Low revenue generation by provinces


AT a time when the Federal Government is making hectic
efforts for increasing revenue collection and some of the
measures taken for the purpose have started bearing fruit, the performance of the provinces in this regard is dismal as pointed out by the central bank. In its annual report, the State Bank of Pakistan has criticized provinces for low revenue generation, urging them to take measures for capacity building of provincial authorities concerned.
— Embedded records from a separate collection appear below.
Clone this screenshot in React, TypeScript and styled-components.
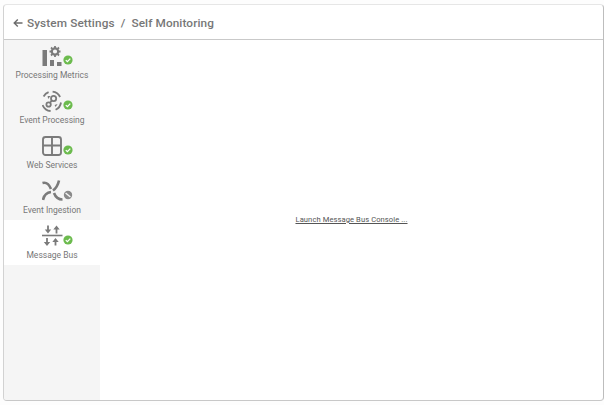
import * as React from "react";
import styled, { createGlobalStyle } from "styled-components";

const Global = createGlobalStyle`
    html, body {
        margin: 0;
        padding: 0;
        background: #ffffff;
    }
    body {
        font-family: Roboto, "Liberation Sans", sans-serif;
    }
`;

const Page = styled.div`
    width: 604px;
    height: 405px;
    box-sizing: border-box;
    padding: 4px 0 4px 3px;
    overflow: hidden;
    background: #fdfdfd;
`;
const Panel = styled.div`
    height: 100%;
    box-sizing: border-box;
    display: flex;
    flex-direction: column;
    background: white;
    border: 1px solid #d2d2d2;
    border-top-color: #e6e6e6;
    border-right-color: #bdbdbd;
    border-bottom-color: #c8c8c8;
    border-radius: 4px;
`;
const Header = styled.div`
    height: 35px;
    flex: none;
    box-sizing: border-box;
    display: flex;
    align-items: center;
    padding: 1px 0 0 9px;
    border-bottom: 1px solid #c9c9c9;
`;
const BackIcon = styled.svg`
    width: 10px;
    height: 10px;
    margin-right: 4px;
`;
const Title = styled.div`
    font-size: 11.8px;
    font-weight: 500;
    letter-spacing: 0.1px;
    color: #777777;
    white-space: pre;
`;
const Body = styled.div`
    flex: 1;
    display: flex;
    min-height: 0;
`;
const Sidebar = styled.div`
    width: 96px;
    flex: none;
    background: #f5f5f5;
    border-bottom-left-radius: 3px;
`;
const Item = styled.div<{ $active?: boolean }>`
    height: 45px;
    box-sizing: border-box;
    display: flex;
    flex-direction: column;
    align-items: center;
    padding-top: 5px;
    background: ${p => (p.$active ? "white" : "transparent")};
`;
const IconRow = styled.div`
    height: 23px;
    position: relative;
    width: 42px;
    display: flex;
    justify-content: flex-start;
`;
const Badge = styled.svg`
    position: absolute;
    left: 32px;
    top: 10px;
    width: 10px;
    height: 10px;
`;
const ItemIcon = styled.svg`
    width: 24px;
    height: 23px;
    margin-left: 11px;
    flex: none;
`;
const ItemLabel = styled.div`
    margin-top: 1px;
    font-size: 8.5px;
    line-height: 12px;
    color: #777777;
    white-space: nowrap;
`;
const Content = styled.div`
    flex: 1;
    display: flex;
    align-items: center;
    justify-content: center;
`;
const ConsoleLink = styled.a`
    font-size: 7.6px;
    letter-spacing: 0.08px;
    color: #555555;
    text-decoration: underline;
    margin-top: -1px;
`;

const GREY = "#7b7b7b";

const OkBadge = () => (
    <Badge viewBox="0 0 10 10">
        <circle cx="5" cy="5" r="4.6" fill="#6cbb4e" />
        <path d="M2.8 5.1 L4.4 6.6 L7.3 3.6" fill="none" stroke="white" strokeWidth="1.3" />
    </Badge>
);

const OffBadge = () => (
    <Badge viewBox="0 0 10 10">
        <circle cx="5" cy="5" r="4.2" fill="#8a8a8a" />
        <path d="M2.6 3 L7.4 7" fill="none" stroke="#f4f4f4" strokeWidth="1.4" />
    </Badge>
);

const MetricsIcon = () => (
    <ItemIcon viewBox="0 0 24 23">
        <rect x="0.5" y="5" width="4.5" height="16" fill={GREY} />
        <rect x="8" y="15" width="4" height="6" fill={GREY} />
        <rect x="15" y="17" width="4.5" height="4" fill={GREY} />
        <circle cx="13" cy="6.5" r="3.2" fill="none" stroke={GREY} strokeWidth="2.2" />
        <path
            d="M13 1 V3 M13 10 V12 M7.5 6.5 H9.5 M16.5 6.5 H18.5 M9 2.5 L10.4 3.9 M15.6 9.1 L17 10.5 M17 2.5 L15.6 3.9 M10.4 9.1 L9 10.5"
            stroke={GREY}
            strokeWidth="1.8"
        />
    </ItemIcon>
);

const ProcessingIcon = () => (
    <ItemIcon viewBox="0 0 24 23">
        <g fill="none" stroke={GREY} strokeWidth="1.8">
            <path d="M1.6 6.5 A9.6 9.6 0 0 1 6.6 2.2" />
            <path d="M10.6 1.7 A9.6 9.6 0 0 1 18.1 7" />
            <path d="M19 12.5 A9.6 9.6 0 0 1 13.6 19.8" />
            <path d="M8.6 21 A9.6 9.6 0 0 1 0.6 15" />
            <circle cx="11.6" cy="8.5" r="2.6" />
            <circle cx="6.6" cy="14.5" r="2.2" />
            <path d="M9.8 10.6 L8 12.8" />
        </g>
        <path d="M5.6 6 L8.6 6 L6.1 9 Z M12.6 15 L15.6 14 L13.6 17 Z" fill={GREY} />
    </ItemIcon>
);

const WebIcon = () => (
    <ItemIcon viewBox="0 0 24 23">
        <rect x="1" y="2" width="18" height="18" rx="2.5" fill="none" stroke={GREY} strokeWidth="1.9" />
        <path d="M10 2 V20 M1 10.5 H19" stroke={GREY} strokeWidth="1.9" />
    </ItemIcon>
);

const IngestionIcon = () => (
    <ItemIcon viewBox="0 0 24 23">
        <g fill="none" stroke={GREY} strokeWidth="2.6">
            <path d="M0.5 3 C4 2 7 4 9 9" />
            <path d="M17 0.5 C16 5 14.5 8 11 10.5" />
            <path d="M1 20 C2 15 5 12.5 9 12" />
            <path d="M12 13 C13.5 17 16 19.5 20.5 19.5" />
        </g>
    </ItemIcon>
);

const BusIcon = () => (
    <ItemIcon viewBox="0 0 24 23">
        <path d="M0 10.5 H20.5" stroke={GREY} strokeWidth="1.6" />
        <g fill="none" stroke={GREY} strokeWidth="1.8">
            <path d="M6 0.5 V5" />
            <path d="M14.5 8.5 V4" />
            <path d="M5 13 V18" />
            <path d="M13.5 20.5 V16" />
        </g>
        <path d="M2.8 4.5 H9.2 L6 8.5 Z M11.3 4.5 H17.7 L14.5 0.5 Z M1.8 17 H8.2 L5 21 Z M10.3 17 H16.7 L13.5 13 Z" fill={GREY} />
    </ItemIcon>
);

const items = [
    { label: "Processing Metrics", icon: <MetricsIcon />, ok: true },
    { label: "Event Processing", icon: <ProcessingIcon />, ok: true },
    { label: "Web Services", icon: <WebIcon />, ok: true },
    { label: "Event Ingestion", icon: <IngestionIcon />, ok: false },
    { label: "Message Bus", icon: <BusIcon />, ok: true, active: true }
];

export default function App() {
    return (
        <Page>
            <Global />
            <Panel>
                <Header>
                    <BackIcon viewBox="0 0 10 10">
                        <path d="M9.5 5 H1.5 M4.8 1.4 L1.2 5 L4.8 8.6" fill="none" stroke="#6c6c6c" strokeWidth="1.4" />
                    </BackIcon>
                    <Title>System Settings  /  Self Monitoring</Title>
                </Header>
                <Body>
                    <Sidebar>
                        {items.map(item => (
                            <Item key={item.label} $active={item.active}>
                                <IconRow>
                                    {item.icon}
                                    {item.ok ? <OkBadge /> : <OffBadge />}
                                </IconRow>
                                <ItemLabel>{item.label}</ItemLabel>
                            </Item>
                        ))}
                    </Sidebar>
                    <Content>
                        <ConsoleLink>Launch Message Bus Console ...</ConsoleLink>
                    </Content>
                </Body>
            </Panel>
        </Page>
    );
}
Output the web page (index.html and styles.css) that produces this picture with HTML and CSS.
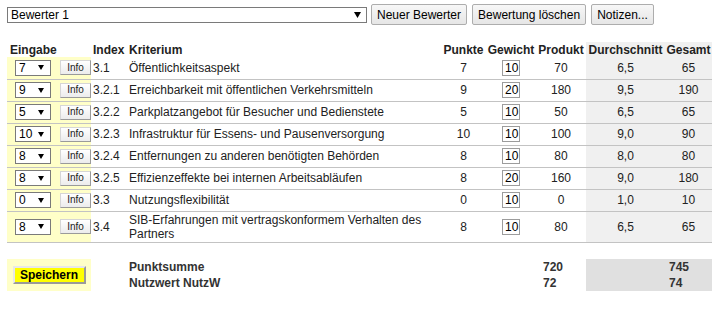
FILE: index.html
```html
<!DOCTYPE html>
<html lang="de">
<head>
<meta charset="utf-8">
<title>Bewertung</title>
<link rel="stylesheet" href="styles.css">
</head>
<body>
<div class="topbar">
  <div class="sel sel-main"><span>Bewerter 1</span><svg class="arr" width="7" height="6" viewBox="0 0 7 6"><polygon points="0,0 7,0 3.5,6" fill="#000"/></svg></div>
  <button class="btn">Neuer Bewerter</button>
  <button class="btn">Bewertung löschen</button>
  <button class="btn">Notizen...</button>
</div>
<table class="grid">
  <colgroup>
    <col class="w-in"><col class="w-idx"><col class="w-kr"><col class="w-pt"><col class="w-gw"><col class="w-pr"><col class="w-dd"><col class="w-gs">
  </colgroup>
  <thead>
    <tr>
      <th class="l pl3">Eingabe</th>
      <th class="l">Index</th>
      <th class="l">Kriterium</th>
      <th>Punkte</th>
      <th>Gewicht</th>
      <th>Produkt</th>
      <th class="avg">Durchschnitt</th>
      <th class="avg">Gesamt</th>
    </tr>
  </thead>
  <tbody class="data">
    <tr>
      <td class="in"><div class="inbox"><div class="sel sel-sm"><span>7</span><svg class="arr" width="6" height="5" viewBox="0 0 6 5"><polygon points="0,0 6,0 3,5" fill="#000"/></svg></div><button class="info">Info</button></div></td>
      <td class="l">3.1</td><td class="l">Öffentlichkeitsaspekt</td><td>7</td><td><span class="wt">10</span></td><td>70</td><td class="avg">6,5</td><td class="avg">65</td>
    </tr>
    <tr>
      <td class="in"><div class="inbox"><div class="sel sel-sm"><span>9</span><svg class="arr" width="6" height="5" viewBox="0 0 6 5"><polygon points="0,0 6,0 3,5" fill="#000"/></svg></div><button class="info">Info</button></div></td>
      <td class="l">3.2.1</td><td class="l">Erreichbarkeit mit öffentlichen Verkehrsmitteln</td><td>9</td><td><span class="wt">20</span></td><td>180</td><td class="avg">9,5</td><td class="avg">190</td>
    </tr>
    <tr>
      <td class="in"><div class="inbox"><div class="sel sel-sm"><span>5</span><svg class="arr" width="6" height="5" viewBox="0 0 6 5"><polygon points="0,0 6,0 3,5" fill="#000"/></svg></div><button class="info">Info</button></div></td>
      <td class="l">3.2.2</td><td class="l">Parkplatzangebot für Besucher und Bedienstete</td><td>5</td><td><span class="wt">10</span></td><td>50</td><td class="avg">6,5</td><td class="avg">65</td>
    </tr>
    <tr>
      <td class="in"><div class="inbox"><div class="sel sel-sm"><span>10</span><svg class="arr" width="6" height="5" viewBox="0 0 6 5"><polygon points="0,0 6,0 3,5" fill="#000"/></svg></div><button class="info">Info</button></div></td>
      <td class="l">3.2.3</td><td class="l">Infrastruktur für Essens- und Pausenversorgung</td><td>10</td><td><span class="wt">10</span></td><td>100</td><td class="avg">9,0</td><td class="avg">90</td>
    </tr>
    <tr>
      <td class="in"><div class="inbox"><div class="sel sel-sm"><span>8</span><svg class="arr" width="6" height="5" viewBox="0 0 6 5"><polygon points="0,0 6,0 3,5" fill="#000"/></svg></div><button class="info">Info</button></div></td>
      <td class="l">3.2.4</td><td class="l">Entfernungen zu anderen benötigten Behörden</td><td>8</td><td><span class="wt">10</span></td><td>80</td><td class="avg">8,0</td><td class="avg">80</td>
    </tr>
    <tr>
      <td class="in"><div class="inbox"><div class="sel sel-sm"><span>8</span><svg class="arr" width="6" height="5" viewBox="0 0 6 5"><polygon points="0,0 6,0 3,5" fill="#000"/></svg></div><button class="info">Info</button></div></td>
      <td class="l">3.2.5</td><td class="l">Effizienzeffekte bei internen Arbeitsabläufen</td><td>8</td><td><span class="wt">20</span></td><td>160</td><td class="avg">9,0</td><td class="avg">180</td>
    </tr>
    <tr>
      <td class="in"><div class="inbox"><div class="sel sel-sm"><span>0</span><svg class="arr" width="6" height="5" viewBox="0 0 6 5"><polygon points="0,0 6,0 3,5" fill="#000"/></svg></div><button class="info">Info</button></div></td>
      <td class="l">3.3</td><td class="l">Nutzungsflexibilität</td><td>0</td><td><span class="wt">10</span></td><td>0</td><td class="avg">1,0</td><td class="avg">10</td>
    </tr>
    <tr>
      <td class="in"><div class="inbox"><div class="sel sel-sm"><span>8</span><svg class="arr" width="6" height="5" viewBox="0 0 6 5"><polygon points="0,0 6,0 3,5" fill="#000"/></svg></div><button class="info">Info</button></div></td>
      <td class="l">3.4</td><td class="l">SIB-Erfahrungen mit vertragskonformem Verhalten des Partners</td><td>8</td><td><span class="wt">10</span></td><td>80</td><td class="avg">6,5</td><td class="avg">65</td>
    </tr>
  </tbody>
  <tbody class="foot">
    <tr class="spacer"><td colspan="8"></td></tr>
    <tr>
      <td class="in save" rowspan="2"><button class="savebtn">Speichern</button></td>
      <td></td>
      <td class="l b">Punktsumme</td>
      <td></td><td></td>
      <td class="l b fp">720</td>
      <td class="sum"></td>
      <td class="l b sum fg">745</td>
    </tr>
    <tr>
      <td></td>
      <td class="l b">Nutzwert NutzW</td>
      <td></td><td></td>
      <td class="l b fp">72</td>
      <td class="sum"></td>
      <td class="l b sum fg">74</td>
    </tr>
  </tbody>
</table>
</body>
</html>
```

FILE: styles.css
```css
html, body {
  margin: 0;
  background: #fff;
}
body {
  padding: 4px 7px;
  font-family: "Liberation Sans", Arial, sans-serif;
  font-size: 12px;
  color: #222;
}

.topbar {
  display: flex;
  align-items: center;
  height: 21px;
}

.sel {
  display: flex;
  align-items: center;
  justify-content: space-between;
  box-sizing: border-box;
  border: 1px solid #7a7a7a;
  background: #fff;
  color: #000;
  font-size: 12px;
  line-height: 14px;
}
.sel-main {
  width: 360px;
  height: 16px;
  padding: 0 5px 0 3px;
}
.sel-sm {
  width: 36px;
  height: 16px;
  padding: 0 6px 0 3px;
}
.arr { display: block; }

.btn {
  box-sizing: border-box;
  height: 21px;
  margin-left: 4px;
  padding: 0 5px;
  font-family: "Liberation Sans", Arial, sans-serif;
  font-size: 12px;
  color: #000;
  background: linear-gradient(#f7f7f7, #e6e6e6);
  border: 1px solid #adadad;
  border-radius: 2px;
}
.btn + .btn { margin-left: 5px; }

.grid {
  margin-top: 17px;
  width: 705px;
  table-layout: fixed;
  border-collapse: collapse;
  border-spacing: 0;
}
.w-in { width: 84px; }
.w-idx { width: 36px; }
.w-kr { width: 314px; }
.w-pt { width: 45px; }
.w-gw { width: 50px; }
.w-pr { width: 50px; }
.w-dd { width: 79px; }
.w-gs { width: 47px; }

.grid th {
  height: 15px;
  padding: 0;
  font-weight: bold;
  line-height: 14px;
  text-align: center;
  vertical-align: middle;
  color: #222;
  white-space: nowrap;
}
.grid th.l { text-align: left; padding-left: 2px; }
.grid th.pl3 { padding-left: 3px; }

.data td {
  height: 22px;
  padding: 1px 2px;
  box-sizing: border-box;
  line-height: 14px;
  text-align: center;
  vertical-align: middle;
  border-bottom: 1px solid #c3c3c3;
  color: #222;
}
.data td.l { text-align: left; }
.data td.in {
  padding: 0;
  background: #ffffc8;
}
.inbox {
  display: flex;
  align-items: center;
  padding-left: 8px;
  gap: 9px;
}
.info {
  box-sizing: border-box;
  width: 31px;
  height: 15px;
  padding: 0;
  font-family: "Liberation Sans", Arial, sans-serif;
  font-size: 10px;
  line-height: 12px;
  color: #222;
  background: linear-gradient(#ffffff, #ececec);
  border: 1px solid;
  border-color: #d6d6d6 #9a9a9a #9a9a9a #d6d6d6;
}
.avg { background: #f0f0f0; }

.wt {
  display: inline-block;
  box-sizing: border-box;
  width: 18px;
  height: 16px;
  padding-left: 2px;
  border: 1px solid #9c9c9c;
  background: #fff;
  color: #000;
  text-align: left;
  line-height: 15px;
  vertical-align: middle;
}

.foot td {
  padding: 0 2px;
  height: 16px;
  line-height: 16px;
}
.foot .spacer td { height: 16px; padding: 0; }
.foot .l { text-align: left; }
.foot .b { font-weight: bold; color: #333; }
.foot .fp { padding-left: 7px; }
.foot .fg { padding-left: 4px; }
.foot .sum { background: #e0e0e0; }
.foot td.save {
  padding: 0;
  background: #ffffc8;
  text-align: center;
  vertical-align: middle;
}
.savebtn {
  box-sizing: border-box;
  width: 73px;
  height: 18px;
  padding: 0;
  font-family: "Liberation Sans", Arial, sans-serif;
  font-size: 12px;
  font-weight: bold;
  color: #000;
  background: #ffff00;
  border: 2px solid;
  border-color: #e8e8e8 #9a9a9a #9a9a9a #e8e8e8;
  vertical-align: middle;
}
```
It is really dismaying that total provincial revenues grew two per cent in FY-2019 compared with 21% in the previous year. It has been observed that while the slowdown in the provinces own revenue collection in FY-2019 could be linked to overall weak growth momentum due to a variety of reasons, the performance of provincial governments in general has not been impressive since the introduction of the 18th Amendment. The Amendment has empowered the federating units to take measures for fiscal improvement but practically they are mainly relying on their share in the federal divisible pool and have not been able to mobilize their own resources. There is much room for enhancing revenue collection if, apart from capacity building of the tax machinery, transparency in tax collection is ensured and the element of corruption is eliminated. The provinces are mostly depending on very old bases like property taxes, stamp duties, motor vehicle levies, agriculture income tax, duties on utilities, professional tax, capital value tax and entertainment duty. The 18th Amendment added the services sector but the provinces have so far not succeeded in exploiting this avenue effectively. As for property taxes, stamp duties, motor vehicle levies and CVT are concerned, their rates have significantly been increased by this has not resulted in the desired increase in revenue collection due to corruption and leakages. It is generally believed that collectively revenue officials take more money home every evening than what goes to the provincial kitty. Measures towards automation have been introduced in some cases but these have not materialized into tangible benefits neither for the government nor for citizens because of the corrupt system. There is also much scope for increasing revenue if agricultural income tax is levied in a systematic and meaningful way.